Beberapa aspek krusial yang mengalami penyesuaian signifikan berkat e-court ini antara lain:

- Pemanggilan Para Pihak: Prosedur pemanggilan tidak lagi terbatas pada cara konvensional, melainkan juga dapat dilakukan secara elektronik, membuat proses lebih cepat dan efisien.

- Pelaksanaan Pemeriksaan Persidangan: Tahapan persidangan dapat dilakukan secara elektronik, mengurangi kebutuhan kehadiran fisik dan memungkinkan fleksibilitas yang lebih besar.

- Penentuan Tenggang Waktu: Peraturan ini juga mengatur secara spesifik tenggang waktu untuk berbagai proses, mulai dari pemanggilan, pemberitahuan putusan, hingga pengajuan upaya hukum, semua disesuaikan dengan mekanisme elektronik.

Transformasi menuju e-court ini tidak hanya mempercepat proses peradilan, tetapi juga meningkatkan efisiensi dan aksesibilitas bagi para pencari keadilan di PTUN.

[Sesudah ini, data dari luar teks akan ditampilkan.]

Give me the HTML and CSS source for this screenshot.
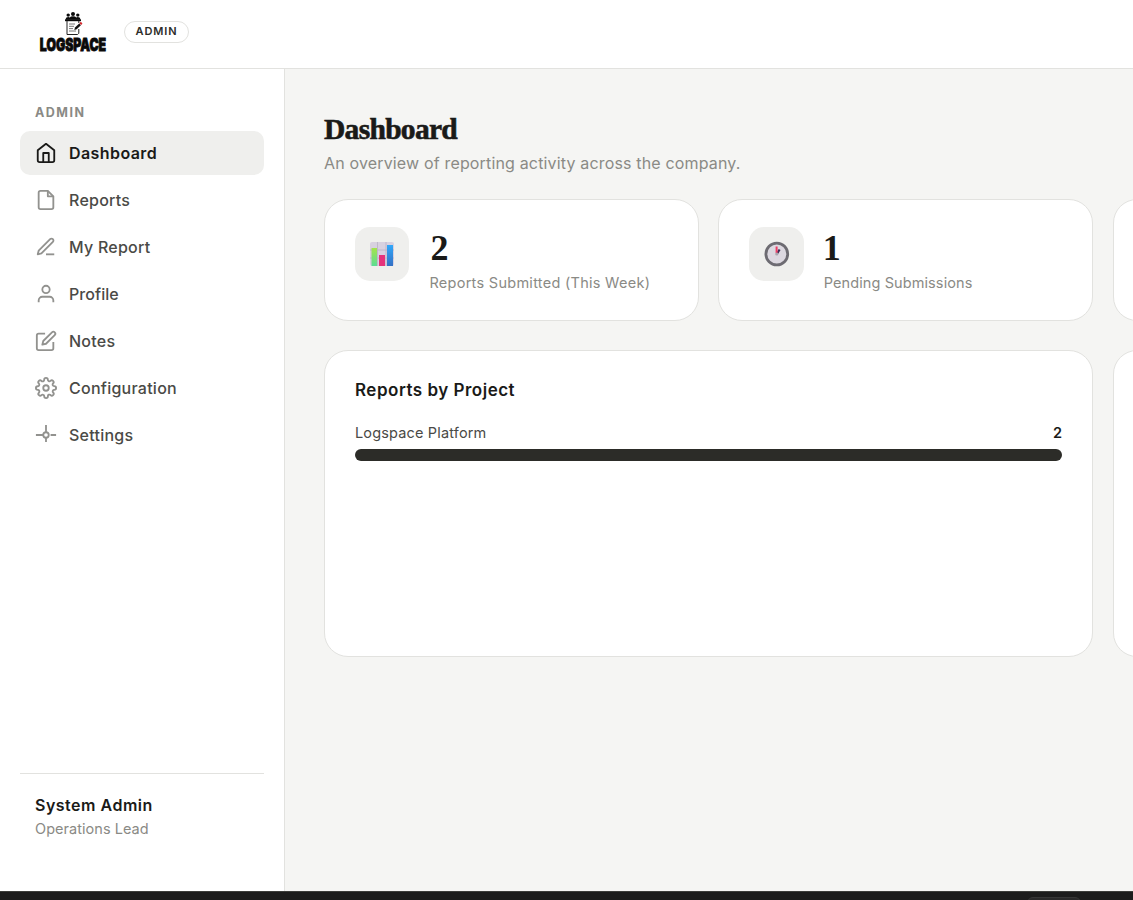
FILE: index.html
```html
<!DOCTYPE html>
<html lang="en">
<head>
<meta charset="utf-8">
<title>Logspace Dashboard</title>
<link rel="stylesheet" href="styles.css">
</head>
<body>
<div class="app">
  <header class="topbar">
    <svg class="logo" width="68" height="46" viewBox="0 0 68 46" role="img" aria-label="Logspace">
      <g fill="#0a0a0a">
        <circle cx="29.200" cy="4.100" r="1.700"/><circle cx="34" cy="3" r="2"/><circle cx="38.800" cy="4.100" r="1.700"/>
        <path d="M26.800 8.800V7.500q0-1.500 2.400-1.500 1.200 0 1.600.6Q31.500 5.300 34 5.300t3.200 1.300q.4-.6 1.600-.6 2.400 0 2.400 1.500V8.800z"/>
        <path d="M26 8.300h16v1.900H26z"/>
      </g>
      <path d="M28 10v13.500h10.600l1.200-1.200V18M39.800 12v-2" fill="none" stroke="#222" stroke-width="1"/>
      <path d="M30 13h6M30 15.300h5M30 17.600h4M30 20h7" stroke="#555" stroke-width=".8"/>
      <path d="M35.300 19l.7-2.400 4.200-4.100 1.700 1.700-4.200 4.100z" fill="#111"/>
      <path d="M40.300 12.300l1-1q.5-.5 1 0l.8.8q.5.500 0 1l-1 1z" fill="#d3262b"/>
      <text class="logo-word" x="0.800" y="39.600" textLength="66.300" lengthAdjust="spacingAndGlyphs">LOGSPACE</text>
    </svg>
    <span class="role-badge">ADMIN</span>
  </header>
  <div class="body">
    <aside class="sidebar">
      <div class="nav-heading">ADMIN</div>
      <nav class="nav">
        <a class="nav-item active"><svg class="icon" viewBox="0 0 24 24"><path d="M3 9l9-7 9 7v11a2 2 0 0 1-2 2H5a2 2 0 0 1-2-2z"/><path d="M9 22V12h6v10"/></svg><span>Dashboard</span></a>
        <a class="nav-item"><svg class="icon" viewBox="0 0 24 24"><path d="M14 2H6a2 2 0 0 0-2 2v16a2 2 0 0 0 2 2h12a2 2 0 0 0 2-2V8z"/><path d="M14 2v6h6"/></svg><span>Reports</span></a>
        <a class="nav-item"><svg class="icon" viewBox="0 0 24 24"><path d="M12 20h9"/><path d="M16.500 3.500a2.121 2.121 0 0 1 3 3L7 19l-4 1 1-4z"/></svg><span>My Report</span></a>
        <a class="nav-item"><svg class="icon" viewBox="0 0 24 24"><path d="M20 21v-2a4 4 0 0 0-4-4H8a4 4 0 0 0-4 4v2"/><circle cx="12" cy="7" r="4"/></svg><span class="snug">Profile</span></a>
        <a class="nav-item"><svg class="icon" viewBox="0 0 24 24"><path d="M11 4H4a2 2 0 0 0-2 2v14a2 2 0 0 0 2 2h14a2 2 0 0 0 2-2v-7"/><path d="M18.500 2.500a2.121 2.121 0 0 1 3 3L12 15l-4 1 1-4z"/></svg><span>Notes</span></a>
        <a class="nav-item"><svg class="icon" viewBox="0 0 24 24"><circle cx="12" cy="12" r="3"/><path d="M19.400 15a1.650 1.650 0 0 0 .33 1.820l.06.06a2 2 0 0 1-2.830 2.830l-.06-.06a1.650 1.650 0 0 0-1.820-.33 1.650 1.650 0 0 0-1 1.510V21a2 2 0 0 1-4 0v-.09A1.650 1.650 0 0 0 9 19.400a1.650 1.650 0 0 0-1.820.33l-.06.06a2 2 0 0 1-2.830-2.830l.06-.06a1.650 1.650 0 0 0 .33-1.820 1.650 1.650 0 0 0-1.510-1H3a2 2 0 0 1 0-4h.09A1.650 1.650 0 0 0 4.600 9a1.650 1.650 0 0 0-.33-1.820l-.06-.06a2 2 0 0 1 2.830-2.830l.06.06a1.650 1.650 0 0 0 1.820.33H9a1.650 1.650 0 0 0 1-1.510V3a2 2 0 0 1 4 0v.09a1.650 1.650 0 0 0 1 1.510 1.650 1.650 0 0 0 1.820-.33l.06-.06a2 2 0 0 1 2.830 2.830l-.06.06a1.650 1.650 0 0 0-.33 1.820V9a1.650 1.650 0 0 0 1.510 1H21a2 2 0 0 1 0 4h-.09a1.650 1.650 0 0 0-1.510 1z"/></svg><span>Configuration</span></a>
        <a class="nav-item"><svg class="icon" viewBox="0 0 24 24"><circle cx="12" cy="12" r="3"/><path d="M12 1v8M12 15v4.500M1 12h8M17 12h6"/></svg><span>Settings</span></a>
      </nav>
      <div class="user">
        <div class="user-name">System Admin</div>
        <div class="user-role">Operations Lead</div>
      </div>
    </aside>
    <main class="main">
      <h1 class="title">Dashboard</h1>
      <p class="subtitle">An overview of reporting activity across the company.</p>
      <div class="grid">
        <section class="card stat">
          <div class="stat-icon">
            <svg width="26" height="26" viewBox="0 0 26 26">
              <defs><linearGradient id="green" x2="0" y2="1"><stop stop-color="#a5e34c"/><stop offset="1" stop-color="#5bdc94"/></linearGradient><linearGradient id="blue" x2="0" y2="1"><stop stop-color="#31a8fa"/><stop offset="1" stop-color="#3470c4"/></linearGradient></defs>
              <rect x="1" y="1" width="24" height="24" rx="2" fill="#d8d1e0"/>
              <path d="M8.500 1v24M17 1v24M1 9h24M1 17h24" stroke="#bdb4c8" stroke-width=".9"/>
              <path d="M2.500 7h5.500v18H2.500z" fill="url(#green)"/><path d="M10 14h6v11h-6z" fill="#e5327b"/><path d="M18 4h6v21h-6z" fill="url(#blue)"/>
            </svg>
          </div>
          <div><div class="stat-value">2</div><div class="stat-label wide">Reports Submitted (This Week)</div></div>
        </section>
        <section class="card stat">
          <div class="stat-icon">
            <svg width="26" height="26" viewBox="0 0 26 26">
              <circle cx="12.800" cy="13" r="10.900" fill="#dcd8e0" stroke="#6d6b72" stroke-width="2.800"/>
              <path d="M12.800 13l2.800-4.500" stroke="#3c2c55" stroke-width="2.200"/><path d="M12.600 12V5.500" stroke="#ed3c64" stroke-width="2"/><circle cx="12.800" cy="13" r="1.600" fill="#aaa4ae"/>
            </svg>
          </div>
          <div><div class="stat-value one">1</div><div class="stat-label">Pending Submissions</div></div>
        </section>
        <section class="card stat"></section>
        <section class="card projects">
          <h2 class="card-title">Reports by Project</h2>
          <div class="bar-row"><span>Logspace Platform</span><span class="bar-value">2</span></div>
          <div class="bar"></div>
        </section>
        <section class="card"></section>
      </div>
    </main>
  </div>
  <div class="taskbar"><div class="task-tab"></div></div>
</div>
</body>
</html>
```
FILE: styles.css
```css
* { box-sizing: border-box; }
body { margin: 0; font-family: Inter, sans-serif; color: #1a1a18; background: #f5f5f3; overflow: hidden; }
.app { height: 900px; display: flex; flex-direction: column; overflow: hidden; }
.topbar { flex: none; height: 69px; display: flex; align-items: flex-start; padding: 11px 39px; gap: 17px; background: #fff; border-bottom: 1px solid #e2e2df; }
.logo { display: block; overflow: visible; }
.logo-word { font: 900 17.500px Inter, sans-serif; fill: #0a0a0a; stroke: #0a0a0a; stroke-width: .9px; }
.role-badge { width: 65px; height: 22px; margin-top: 10px; border: 1px solid #e2e2df; border-radius: 11px; font-size: 11px; font-weight: 600; line-height: 19px; letter-spacing: .9px; padding-left: 10.500px; color: #2c2c29; }
.body { flex: none; height: 822px; display: flex; }
.sidebar { flex: none; width: 285px; background: #fff; border-right: 1px solid #e2e2df; padding: 34px 20px 0; display: flex; flex-direction: column; }
.nav-heading { font-size: 12.500px; font-weight: 650; line-height: 20px; letter-spacing: 1.500px; color: #8a8a85; padding-left: 15px; margin-bottom: 8px; }
.nav { display: flex; flex-direction: column; gap: 3px; }
.nav-item { height: 44px; display: flex; align-items: center; gap: 12px; padding: 0 15px; border-radius: 10px; font-size: 16px; font-weight: 450; letter-spacing: .25px; color: #4a4a46; }
.nav-item.active { background: #efefed; color: #1a1a18; font-weight: 600; letter-spacing: .42px; }
.snug { letter-spacing: .05px; }
.icon { width: 22px; height: 22px; fill: none; stroke: #92928f; stroke-width: 2; stroke-linejoin: round; overflow: visible; }
.active .icon { stroke: #1a1a18; }
.user { margin-top: auto; height: 118px; padding: 19px 15px 0; border-top: 1px solid #e2e2df; }
.user-name { font-size: 16px; font-weight: 600; line-height: 24px; letter-spacing: .5px; margin-bottom: 1px; }
.user-role { font-size: 14.500px; line-height: 22px; letter-spacing: .04px; color: #8a8a85; }
.main { flex: none; width: 1224px; padding: 43px 0 0 39px; }
.title { margin: 0; font: bold 29.500px/34px "Liberation Serif", serif; letter-spacing: -.7px; -webkit-text-stroke: .6px #1a1a18; }
.subtitle { margin: 5px 0 0; font-size: 16px; line-height: 24px; letter-spacing: .16px; color: #8a8a85; }
.grid { width: 1163.400px; margin-top: 24px; display: grid; grid-template-columns: repeat(3, 1fr); grid-template-rows: 122px 307px; gap: 29px 19.600px; }
.card { background: #fff; border: 1px solid #e2e2df; border-radius: 24px; padding: 27px 30px; }
.stat { display: flex; gap: 20px; }
.stat-icon { flex: none; width: 54.400px; height: 54px; border-radius: 15px; background: #efefed; display: flex; align-items: center; justify-content: center; }
.stat-value { font: bold 36px/42px "Liberation Serif", serif; padding-left: 1px; }
.stat-value.one { margin-left: -2px; }
.stat-label { font-size: 14.500px; line-height: 24px; margin-top: 2px; letter-spacing: .1px; color: #8a8a85; white-space: nowrap; }
.stat-label.wide { letter-spacing: .28px; }
.projects { grid-column: span 2; }
.card-title { margin: 0; font-size: 17px; font-weight: 600; line-height: 24px; letter-spacing: .5px; }
.bar-row { display: flex; justify-content: space-between; margin-top: 19px; font-size: 14.500px; line-height: 24px; letter-spacing: .16px; color: #4a4a46; }
.bar-value { font-weight: 600; letter-spacing: 0; color: #1a1a18; }
.bar { height: 12px; margin-top: 4px; border-radius: 6px; background: #2c2c28; }
.taskbar { flex: none; height: 9px; background: #1c1c1c; border-top: 1px solid #3c3d3a; padding: 5px 0 0 1027px; overflow: hidden; }
.task-tab { width: 54px; height: 20px; border: 1px solid #363636; border-radius: 6px; background: #292929; }
```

Penangangan pemeriksaan secara elektronik tidak hanya permasalahan hukum acara tetapi juga menyangkut tekhnologi informasi. Perlu adanya standar penggunaan internet, aplikasi persidangan, dan keamanan data elektronik. Selain itu pula diperlukan pengaturan yang baku mengenai pemeriksaan bukti elektronik.

Pokok-pokok pembaruan hukum acara Peradilan Tata Usaha Negara tersebut perlu ditindaklanjuti dalam suatu kajian keilmuan dan dapat dijadikan bahan dorongan agar pembentukan pembaruan undang-undang hukum acara peradilan tata usaha negara dapat segera dilaksanakan.

Ia menyimpulkan, bahwa pemerintah dan Dewan Perwakilan Rakyat (DPR) perlu membuat Kitab Hukum Acara Peradilan Tata Usaha Negara yang berlaku bagi semua perkara yang mengatur Perkara TUN umum dan perkara TUN khusus (sektoral) dan yang unifikasi, yakni berlaku di semua wilayah negara Republik Indonsesia. Penanganan perkara sengketa khusus (sektoral) terdiri dari dua tingkat.

Tingkat pertama di PTUN tanpa adanya banding atau Pengadilan Tinggi TUN sebagai tingkat pertama dan upaya hukumnya kasasi. Dalam pembaruan hukum acara mengakomodir peradilan elektronik.

Acara tersebut dihadiri pula oleh Ketua Mahkamah Agung RI, Ketua Mahkamah Konstitusi RI, Wakil Ketua Mahkamah Agung Non Yudisial, para Ketua Kamar Mahkamah Agung, serta jajaran pejabat Universitas Islam Sultan Agung Semarang.